--- START Supplied information ---

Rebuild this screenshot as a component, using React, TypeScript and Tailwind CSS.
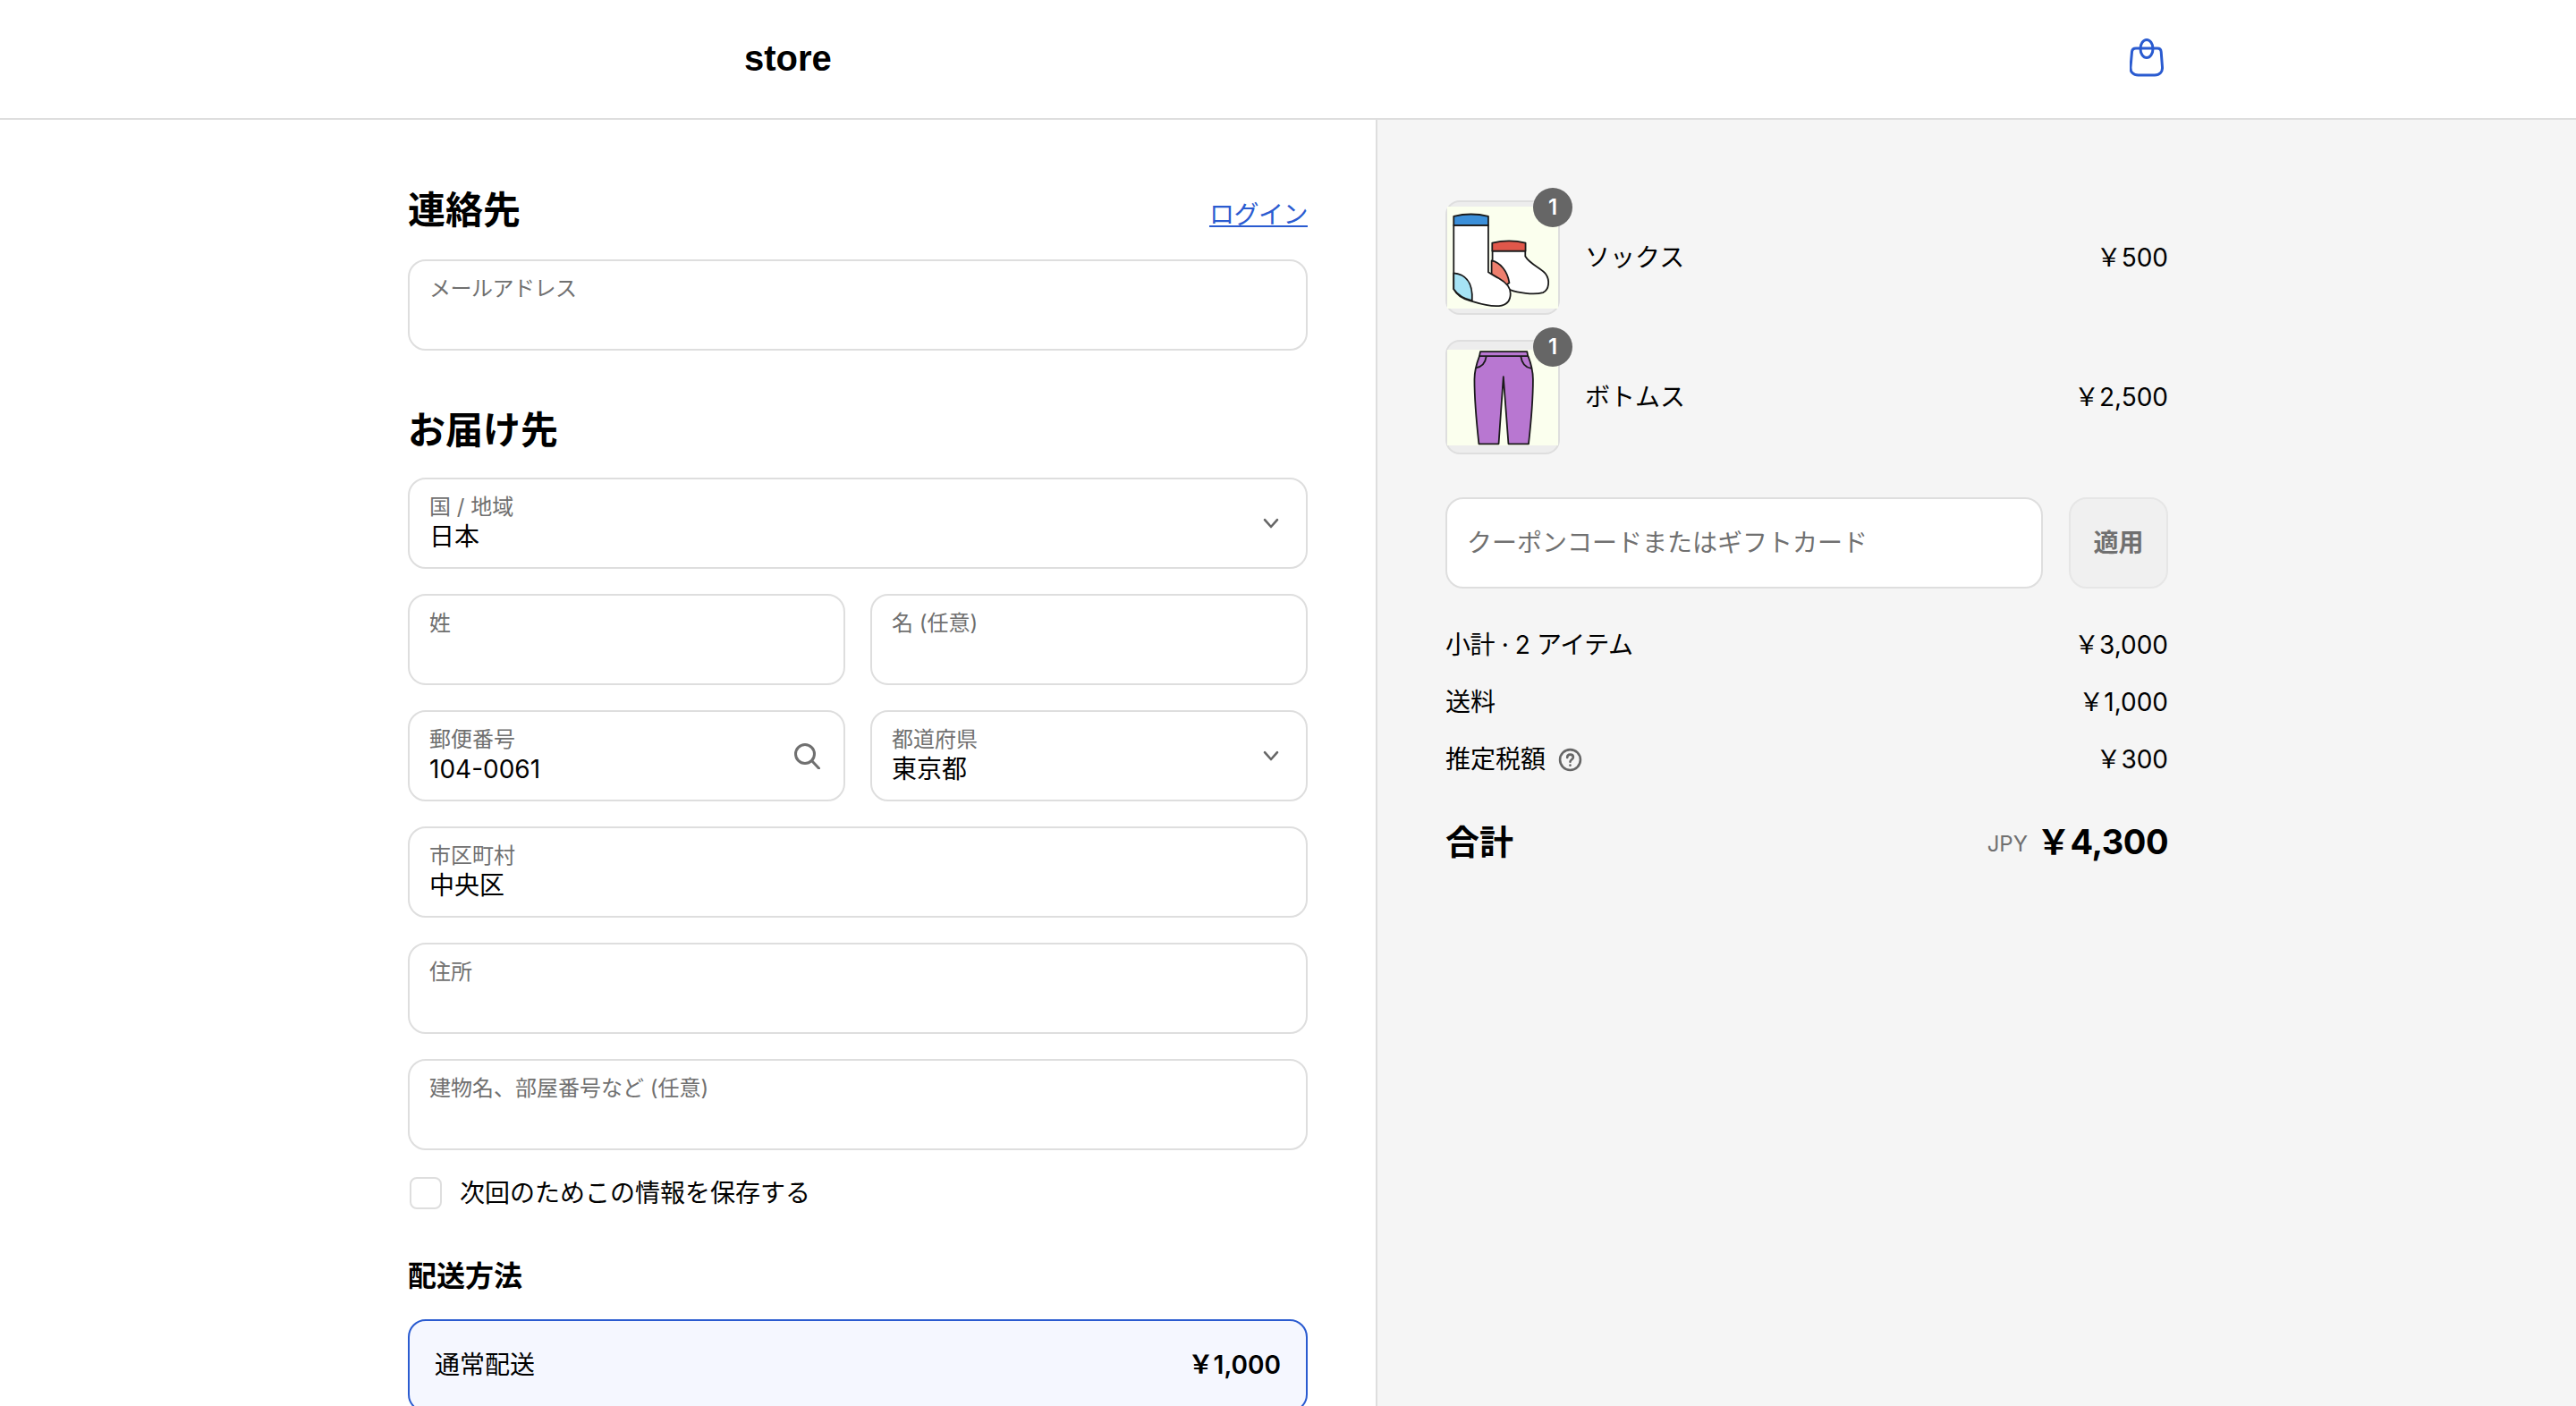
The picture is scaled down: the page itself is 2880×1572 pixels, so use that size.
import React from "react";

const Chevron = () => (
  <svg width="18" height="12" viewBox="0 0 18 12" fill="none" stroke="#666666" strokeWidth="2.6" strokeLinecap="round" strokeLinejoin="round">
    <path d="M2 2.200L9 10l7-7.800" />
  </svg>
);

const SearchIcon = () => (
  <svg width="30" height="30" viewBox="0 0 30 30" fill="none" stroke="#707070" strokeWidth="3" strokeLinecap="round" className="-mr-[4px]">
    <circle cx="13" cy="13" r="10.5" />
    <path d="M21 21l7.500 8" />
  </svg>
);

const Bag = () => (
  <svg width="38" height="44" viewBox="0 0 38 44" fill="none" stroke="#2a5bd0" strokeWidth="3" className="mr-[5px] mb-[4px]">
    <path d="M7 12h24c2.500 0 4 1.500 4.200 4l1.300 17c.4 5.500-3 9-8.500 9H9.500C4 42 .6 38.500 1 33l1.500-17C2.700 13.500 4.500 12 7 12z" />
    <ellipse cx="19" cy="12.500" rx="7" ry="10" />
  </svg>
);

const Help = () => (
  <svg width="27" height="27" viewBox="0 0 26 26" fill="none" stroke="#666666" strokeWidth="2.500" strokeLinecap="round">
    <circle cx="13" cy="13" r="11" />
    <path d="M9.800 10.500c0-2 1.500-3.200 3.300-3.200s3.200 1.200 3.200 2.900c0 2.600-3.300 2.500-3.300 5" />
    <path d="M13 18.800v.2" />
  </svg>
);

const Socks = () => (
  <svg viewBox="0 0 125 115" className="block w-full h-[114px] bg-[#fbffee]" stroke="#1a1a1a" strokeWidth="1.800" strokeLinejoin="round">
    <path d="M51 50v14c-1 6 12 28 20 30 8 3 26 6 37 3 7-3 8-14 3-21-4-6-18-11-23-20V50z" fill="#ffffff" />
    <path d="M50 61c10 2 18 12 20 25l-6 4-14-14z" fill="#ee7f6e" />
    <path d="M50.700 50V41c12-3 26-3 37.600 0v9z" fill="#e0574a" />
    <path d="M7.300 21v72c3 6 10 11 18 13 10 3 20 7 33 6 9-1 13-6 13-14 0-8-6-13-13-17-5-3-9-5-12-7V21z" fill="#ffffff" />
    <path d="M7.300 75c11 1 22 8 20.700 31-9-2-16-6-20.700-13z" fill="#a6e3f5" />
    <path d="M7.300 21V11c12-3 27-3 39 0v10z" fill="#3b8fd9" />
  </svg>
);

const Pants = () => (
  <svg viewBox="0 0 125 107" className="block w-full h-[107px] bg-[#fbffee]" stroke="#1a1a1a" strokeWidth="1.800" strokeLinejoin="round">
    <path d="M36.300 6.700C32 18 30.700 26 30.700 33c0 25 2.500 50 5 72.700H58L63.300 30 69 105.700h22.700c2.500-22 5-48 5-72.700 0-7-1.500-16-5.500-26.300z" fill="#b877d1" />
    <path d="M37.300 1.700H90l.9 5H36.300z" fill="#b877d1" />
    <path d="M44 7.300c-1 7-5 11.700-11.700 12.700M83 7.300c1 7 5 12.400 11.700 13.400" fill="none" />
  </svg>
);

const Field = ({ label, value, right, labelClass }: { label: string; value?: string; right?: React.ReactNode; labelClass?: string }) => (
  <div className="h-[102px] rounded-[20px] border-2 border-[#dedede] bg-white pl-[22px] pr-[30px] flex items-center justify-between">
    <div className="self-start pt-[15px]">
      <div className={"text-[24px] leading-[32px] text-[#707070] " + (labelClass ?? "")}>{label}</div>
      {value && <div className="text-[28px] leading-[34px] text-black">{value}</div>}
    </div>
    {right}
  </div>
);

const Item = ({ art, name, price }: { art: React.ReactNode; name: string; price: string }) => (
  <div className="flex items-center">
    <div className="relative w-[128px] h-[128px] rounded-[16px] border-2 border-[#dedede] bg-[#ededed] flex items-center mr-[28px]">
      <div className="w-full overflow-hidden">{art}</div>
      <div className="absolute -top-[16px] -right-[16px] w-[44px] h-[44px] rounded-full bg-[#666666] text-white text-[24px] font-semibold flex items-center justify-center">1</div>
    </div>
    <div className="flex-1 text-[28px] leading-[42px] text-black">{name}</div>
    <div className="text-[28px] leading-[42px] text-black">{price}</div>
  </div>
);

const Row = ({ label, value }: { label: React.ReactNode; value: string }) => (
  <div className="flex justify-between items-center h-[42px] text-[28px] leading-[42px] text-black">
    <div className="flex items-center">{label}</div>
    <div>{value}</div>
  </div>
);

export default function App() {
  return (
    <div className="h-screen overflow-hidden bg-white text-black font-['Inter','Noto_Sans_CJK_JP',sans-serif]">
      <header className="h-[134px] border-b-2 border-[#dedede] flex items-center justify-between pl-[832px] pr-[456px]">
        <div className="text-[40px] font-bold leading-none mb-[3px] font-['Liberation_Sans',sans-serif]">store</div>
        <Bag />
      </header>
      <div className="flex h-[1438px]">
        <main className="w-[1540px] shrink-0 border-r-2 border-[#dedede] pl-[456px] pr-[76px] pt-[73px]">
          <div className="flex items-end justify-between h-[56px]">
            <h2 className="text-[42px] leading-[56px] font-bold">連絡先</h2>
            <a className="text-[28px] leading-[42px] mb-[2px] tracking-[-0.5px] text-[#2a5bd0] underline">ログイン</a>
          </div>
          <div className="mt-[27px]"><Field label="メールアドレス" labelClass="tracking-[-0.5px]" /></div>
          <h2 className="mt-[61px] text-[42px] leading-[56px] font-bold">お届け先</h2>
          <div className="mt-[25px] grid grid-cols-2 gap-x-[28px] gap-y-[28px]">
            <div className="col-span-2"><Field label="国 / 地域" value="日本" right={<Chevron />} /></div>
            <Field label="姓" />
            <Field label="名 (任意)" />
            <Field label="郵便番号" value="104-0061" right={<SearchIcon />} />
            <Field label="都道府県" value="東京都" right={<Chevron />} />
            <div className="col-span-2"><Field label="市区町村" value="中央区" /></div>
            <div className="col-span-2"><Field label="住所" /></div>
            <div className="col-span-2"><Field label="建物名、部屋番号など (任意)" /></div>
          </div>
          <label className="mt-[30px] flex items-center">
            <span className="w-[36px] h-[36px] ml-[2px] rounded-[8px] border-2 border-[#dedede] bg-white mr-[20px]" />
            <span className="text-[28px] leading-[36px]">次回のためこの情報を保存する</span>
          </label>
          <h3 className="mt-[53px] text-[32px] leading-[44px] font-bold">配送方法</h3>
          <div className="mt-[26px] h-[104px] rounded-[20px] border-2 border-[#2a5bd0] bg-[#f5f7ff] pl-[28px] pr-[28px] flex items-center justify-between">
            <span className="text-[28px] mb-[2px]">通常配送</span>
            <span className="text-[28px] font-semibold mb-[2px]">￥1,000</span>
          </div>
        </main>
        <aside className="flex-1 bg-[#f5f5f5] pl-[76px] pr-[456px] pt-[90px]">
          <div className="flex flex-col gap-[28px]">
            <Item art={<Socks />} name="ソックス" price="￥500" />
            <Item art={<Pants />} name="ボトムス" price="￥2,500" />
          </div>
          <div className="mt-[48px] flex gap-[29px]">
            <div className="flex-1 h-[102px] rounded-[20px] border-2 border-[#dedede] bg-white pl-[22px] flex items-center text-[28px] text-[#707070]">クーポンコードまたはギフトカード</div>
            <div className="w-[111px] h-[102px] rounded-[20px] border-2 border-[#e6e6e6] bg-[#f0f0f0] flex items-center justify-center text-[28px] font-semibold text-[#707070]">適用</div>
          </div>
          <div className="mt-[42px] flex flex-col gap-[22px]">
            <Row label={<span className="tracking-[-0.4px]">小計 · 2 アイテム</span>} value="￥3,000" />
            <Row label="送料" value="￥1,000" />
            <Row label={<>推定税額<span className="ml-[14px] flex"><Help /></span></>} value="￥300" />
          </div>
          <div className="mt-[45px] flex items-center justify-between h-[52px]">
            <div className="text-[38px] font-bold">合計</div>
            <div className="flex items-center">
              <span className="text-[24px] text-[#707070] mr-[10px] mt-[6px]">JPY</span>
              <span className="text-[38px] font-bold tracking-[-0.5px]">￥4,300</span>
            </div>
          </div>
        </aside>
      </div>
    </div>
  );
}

--- END Supplied information ---

▶ Challenge: Begin at the top of the material above and output each line exactly, stopping after the line that holds "import React from". Leave out pictures.

▶ Correct answer:
Rebuild this screenshot as a component, using React, TypeScript and Tailwind CSS.
The picture is scaled down: the page itself is 2880×1572 pixels, so use that size.
import React from "react";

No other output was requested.